• **DATASET EXTRACT**:
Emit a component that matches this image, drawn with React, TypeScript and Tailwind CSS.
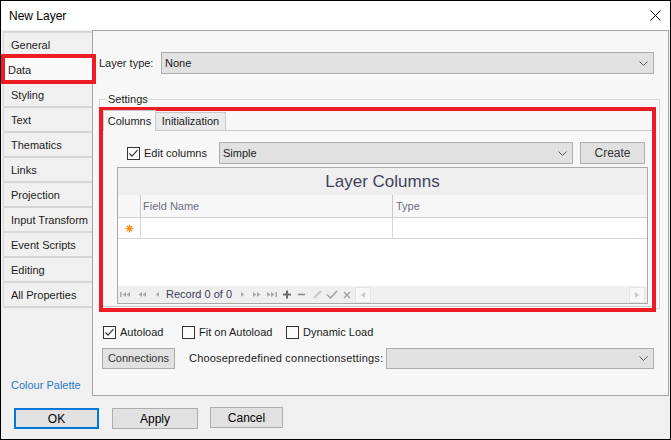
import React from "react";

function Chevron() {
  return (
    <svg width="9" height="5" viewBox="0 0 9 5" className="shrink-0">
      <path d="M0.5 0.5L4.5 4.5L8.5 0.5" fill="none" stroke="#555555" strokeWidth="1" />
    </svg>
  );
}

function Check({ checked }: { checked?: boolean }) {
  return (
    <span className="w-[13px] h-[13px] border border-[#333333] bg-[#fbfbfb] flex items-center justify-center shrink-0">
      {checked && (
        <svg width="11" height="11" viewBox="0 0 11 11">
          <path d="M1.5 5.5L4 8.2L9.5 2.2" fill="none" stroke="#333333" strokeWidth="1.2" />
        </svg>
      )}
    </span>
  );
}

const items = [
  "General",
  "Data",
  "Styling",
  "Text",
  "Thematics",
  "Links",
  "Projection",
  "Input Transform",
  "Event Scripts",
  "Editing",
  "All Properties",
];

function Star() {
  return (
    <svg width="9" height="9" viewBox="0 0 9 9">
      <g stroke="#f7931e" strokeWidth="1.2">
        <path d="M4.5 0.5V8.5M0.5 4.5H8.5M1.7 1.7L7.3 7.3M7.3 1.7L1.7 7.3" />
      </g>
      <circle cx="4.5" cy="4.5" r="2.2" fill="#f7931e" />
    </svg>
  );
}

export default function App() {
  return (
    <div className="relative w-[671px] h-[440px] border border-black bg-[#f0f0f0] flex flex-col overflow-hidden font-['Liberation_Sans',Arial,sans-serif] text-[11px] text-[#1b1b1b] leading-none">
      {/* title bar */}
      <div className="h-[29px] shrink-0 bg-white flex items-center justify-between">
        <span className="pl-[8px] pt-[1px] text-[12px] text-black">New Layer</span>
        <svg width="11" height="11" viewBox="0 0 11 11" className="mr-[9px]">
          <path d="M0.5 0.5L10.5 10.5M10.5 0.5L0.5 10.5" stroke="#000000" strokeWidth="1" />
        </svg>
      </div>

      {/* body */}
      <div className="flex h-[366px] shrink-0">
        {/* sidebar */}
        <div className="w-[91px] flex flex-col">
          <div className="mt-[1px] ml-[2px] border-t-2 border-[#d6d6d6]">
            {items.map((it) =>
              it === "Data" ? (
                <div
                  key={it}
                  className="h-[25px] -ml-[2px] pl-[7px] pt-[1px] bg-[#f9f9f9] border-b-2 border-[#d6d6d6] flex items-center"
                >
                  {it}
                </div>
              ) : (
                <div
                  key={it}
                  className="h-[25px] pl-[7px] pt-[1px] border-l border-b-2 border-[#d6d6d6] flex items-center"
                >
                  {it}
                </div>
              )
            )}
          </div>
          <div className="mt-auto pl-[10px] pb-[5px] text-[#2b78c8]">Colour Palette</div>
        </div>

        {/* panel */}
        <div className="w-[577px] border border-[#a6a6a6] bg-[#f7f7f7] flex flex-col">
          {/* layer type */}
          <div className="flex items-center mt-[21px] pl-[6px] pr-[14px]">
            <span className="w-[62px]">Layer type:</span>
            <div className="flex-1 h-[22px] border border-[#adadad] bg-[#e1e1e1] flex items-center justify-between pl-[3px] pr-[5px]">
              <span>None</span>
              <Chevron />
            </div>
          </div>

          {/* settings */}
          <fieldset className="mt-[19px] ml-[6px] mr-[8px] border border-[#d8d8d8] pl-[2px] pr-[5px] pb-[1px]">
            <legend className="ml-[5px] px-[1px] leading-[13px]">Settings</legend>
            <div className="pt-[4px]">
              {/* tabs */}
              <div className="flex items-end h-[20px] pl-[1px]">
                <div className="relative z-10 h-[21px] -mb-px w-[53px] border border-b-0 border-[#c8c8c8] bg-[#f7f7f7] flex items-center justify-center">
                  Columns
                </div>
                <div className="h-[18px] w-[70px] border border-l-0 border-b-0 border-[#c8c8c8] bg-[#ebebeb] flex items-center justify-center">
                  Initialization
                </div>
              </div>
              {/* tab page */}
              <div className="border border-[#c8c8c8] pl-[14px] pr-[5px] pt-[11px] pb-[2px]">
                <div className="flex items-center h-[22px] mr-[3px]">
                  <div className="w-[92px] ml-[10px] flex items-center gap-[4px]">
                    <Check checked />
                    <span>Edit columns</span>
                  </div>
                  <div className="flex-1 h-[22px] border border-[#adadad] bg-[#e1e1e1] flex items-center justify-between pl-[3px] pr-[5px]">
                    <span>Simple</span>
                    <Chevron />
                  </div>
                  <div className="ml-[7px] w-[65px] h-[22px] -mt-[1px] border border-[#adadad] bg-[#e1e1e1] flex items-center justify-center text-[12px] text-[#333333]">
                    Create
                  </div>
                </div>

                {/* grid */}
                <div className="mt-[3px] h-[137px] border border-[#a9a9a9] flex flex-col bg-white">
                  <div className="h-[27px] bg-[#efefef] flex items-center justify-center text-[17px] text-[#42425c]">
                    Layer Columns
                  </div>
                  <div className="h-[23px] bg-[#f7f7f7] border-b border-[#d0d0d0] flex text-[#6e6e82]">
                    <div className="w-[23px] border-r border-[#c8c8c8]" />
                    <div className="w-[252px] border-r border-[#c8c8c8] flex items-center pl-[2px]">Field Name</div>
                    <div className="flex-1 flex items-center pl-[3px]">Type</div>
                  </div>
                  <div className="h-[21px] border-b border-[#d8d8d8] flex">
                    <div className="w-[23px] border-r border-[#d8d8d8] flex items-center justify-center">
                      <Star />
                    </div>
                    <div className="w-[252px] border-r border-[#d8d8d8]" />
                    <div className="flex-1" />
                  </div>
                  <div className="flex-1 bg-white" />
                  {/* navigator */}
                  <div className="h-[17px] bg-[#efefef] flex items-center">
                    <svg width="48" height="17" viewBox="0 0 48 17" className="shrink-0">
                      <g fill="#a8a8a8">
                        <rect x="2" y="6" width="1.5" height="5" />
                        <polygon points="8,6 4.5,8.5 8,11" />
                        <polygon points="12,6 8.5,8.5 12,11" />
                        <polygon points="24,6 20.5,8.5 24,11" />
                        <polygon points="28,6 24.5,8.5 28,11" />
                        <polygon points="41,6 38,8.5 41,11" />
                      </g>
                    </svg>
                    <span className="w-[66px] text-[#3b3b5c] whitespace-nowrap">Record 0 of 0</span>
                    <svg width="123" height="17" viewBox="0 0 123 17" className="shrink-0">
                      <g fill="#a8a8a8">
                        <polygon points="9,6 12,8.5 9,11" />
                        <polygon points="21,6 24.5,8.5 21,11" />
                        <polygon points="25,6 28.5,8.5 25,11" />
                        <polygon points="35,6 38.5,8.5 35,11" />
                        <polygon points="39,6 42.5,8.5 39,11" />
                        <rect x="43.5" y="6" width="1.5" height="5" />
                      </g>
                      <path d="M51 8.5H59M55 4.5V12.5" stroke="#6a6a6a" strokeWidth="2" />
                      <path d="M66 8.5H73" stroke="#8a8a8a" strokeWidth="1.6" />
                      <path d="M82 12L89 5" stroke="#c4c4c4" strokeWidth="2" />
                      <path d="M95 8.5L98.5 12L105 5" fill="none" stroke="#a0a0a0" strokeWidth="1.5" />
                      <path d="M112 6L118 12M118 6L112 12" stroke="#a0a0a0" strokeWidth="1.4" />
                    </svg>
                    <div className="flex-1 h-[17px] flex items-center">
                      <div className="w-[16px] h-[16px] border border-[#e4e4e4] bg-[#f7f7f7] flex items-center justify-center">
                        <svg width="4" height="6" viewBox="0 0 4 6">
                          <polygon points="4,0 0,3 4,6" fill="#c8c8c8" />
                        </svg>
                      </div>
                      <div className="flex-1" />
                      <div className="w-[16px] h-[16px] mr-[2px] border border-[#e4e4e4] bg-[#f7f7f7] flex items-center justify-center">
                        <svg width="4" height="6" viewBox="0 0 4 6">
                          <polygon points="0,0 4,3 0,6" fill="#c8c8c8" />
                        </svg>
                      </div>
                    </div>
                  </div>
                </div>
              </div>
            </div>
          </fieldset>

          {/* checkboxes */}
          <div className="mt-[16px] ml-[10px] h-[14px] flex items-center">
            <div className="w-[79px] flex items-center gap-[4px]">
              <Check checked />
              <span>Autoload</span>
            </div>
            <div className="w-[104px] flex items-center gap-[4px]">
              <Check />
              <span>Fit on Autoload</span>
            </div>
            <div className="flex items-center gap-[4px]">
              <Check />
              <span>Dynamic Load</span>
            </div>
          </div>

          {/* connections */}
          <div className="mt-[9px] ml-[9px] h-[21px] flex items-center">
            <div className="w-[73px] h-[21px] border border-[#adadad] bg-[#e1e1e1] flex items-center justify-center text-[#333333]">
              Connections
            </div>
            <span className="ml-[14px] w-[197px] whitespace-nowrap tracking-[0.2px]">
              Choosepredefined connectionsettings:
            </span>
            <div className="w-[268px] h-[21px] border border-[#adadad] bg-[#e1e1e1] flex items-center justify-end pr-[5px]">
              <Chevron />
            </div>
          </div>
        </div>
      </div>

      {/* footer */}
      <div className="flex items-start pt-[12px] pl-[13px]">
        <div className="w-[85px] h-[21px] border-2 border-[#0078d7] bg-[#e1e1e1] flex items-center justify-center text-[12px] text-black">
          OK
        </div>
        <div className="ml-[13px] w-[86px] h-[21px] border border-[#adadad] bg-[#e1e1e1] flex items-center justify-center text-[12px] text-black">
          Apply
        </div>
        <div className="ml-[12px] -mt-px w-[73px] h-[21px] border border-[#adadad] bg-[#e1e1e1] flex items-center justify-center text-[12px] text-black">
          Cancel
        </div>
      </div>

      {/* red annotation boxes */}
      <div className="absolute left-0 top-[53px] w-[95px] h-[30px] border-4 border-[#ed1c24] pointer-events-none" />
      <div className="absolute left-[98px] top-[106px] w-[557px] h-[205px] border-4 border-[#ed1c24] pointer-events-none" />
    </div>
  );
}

• **WRITTEN PROBLEM**:
Would you reproduce the lines above, from the very first through the line containing "import React from", exactly and without the pictures?

• **ANSWER**:
Emit a component that matches this image, drawn with React, TypeScript and Tailwind CSS.
import React from "react";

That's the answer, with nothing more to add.